Mom and I started to throw around shower ideas this week which, on one hand seems nutty, but on the other... well, it just seems smart! I would love if it could be a surprise - that's what I'd always imagined. But living across the country now and having to schedule flights. It's just overwhelming to consider all of it being done clandestinely! Truthfully, I'm happy to have input because I really don't want to do a traditional thing anyway. Definitely want to throw a co-ed bash! Now that we're so far away, it seems like one of very few opportunities to see extended family and friends and to eliminate 50% of them cause they are male? Well it just don't feel right! This obviously turns it into a more low-key party because we're starting with an 80-person guest list (eeep!) and throws a small wrench into the where-to-host-it matter. We'll have friends and family coming from Long Island, Manhattan, Central Jersey and Bucks County, PA. Manhattan is obviously the most central, but bound to be most expensive. What's a girl to do?!

For now, I'm just focused on getting my blueberry to keep on growing safe & sound. Oh, and also to get permanently hired before anyone figures out I'm pregs!

Saturday, November 29, 2014

Baby's First Photo

So I called my darling nurse Lana on Monday to report my dizziness and the sharp pains in my right pelvic zone. After checking in with Dr. M, I had an appointment made for me at 1pm. They were obviously concerned about an ectopic so I was slated for a urinalysis, sonogram and blood work.
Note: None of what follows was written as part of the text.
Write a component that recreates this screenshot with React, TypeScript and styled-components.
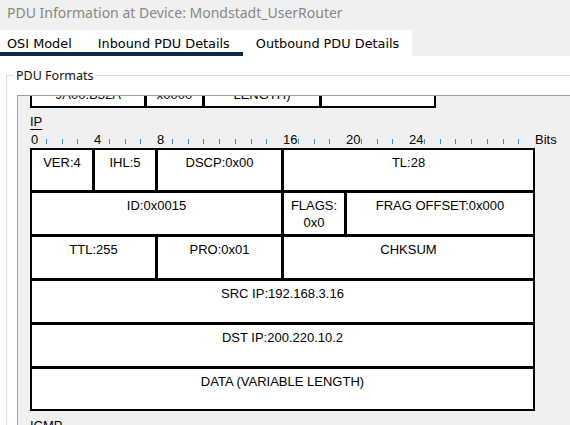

No matter the results I was so relieved that I wouldn't be spending a whole week at home in NJ wondering whether or not I was having a tubal pregnancy.

My sonographer, Emily, got the dildo camera right up in there and immediately spotted the gestational sac and yolk sac right where it needed to be. Massive sigh of relief, accompanied by the heart-racing excitement of having good news and seeing that little ball on the screen. 

Once Lana and Dr. M saw the sonogram results there was no need to take blood, phew. Being only 5 weeks and 4 days, there was no heartbeat to check for yet but I did get to take two pictures of my little lentil to show daddy back in New York. 

We also decided to tell family this week since we don't know when we'll see everyone in person again. Wednesday was my mom's birthday and we had reservations for her fave restaurant. I'd ordered a pair of silver earrings and a silver necklace with a ruby pendant for her and we'd also invites J's parents to join for dinner. After our apps course, I pulled out the two jewelry boxes and when she opened the necklace I explained the significance of the little pyrite bead on the back and then said, "And the ruby is the July birthstone." That comment seemed to fall flat until my step dad questioned it after a few seconds. So J and I each repeated a couple times "yup, birthstone for July" hoping it might sink in. Finally, Mom looked up at me trying to figure out why it was important and all the pieces started to come together. She totally cried like a baby, just as I anticipated :p 

Needless to say, we all had a great time at dinner. Everyone was pretty shocked. Well, 'cept J's mom who was expecting us to "make an announcement" this visit. She also squarely believes we've got a girl cooking. I'll take it!

P.S. My boobs are out of control painful, it is The Worst to take my bra off every night. On the flip side, still no running to the bathroom to puke so that's pretty awesome!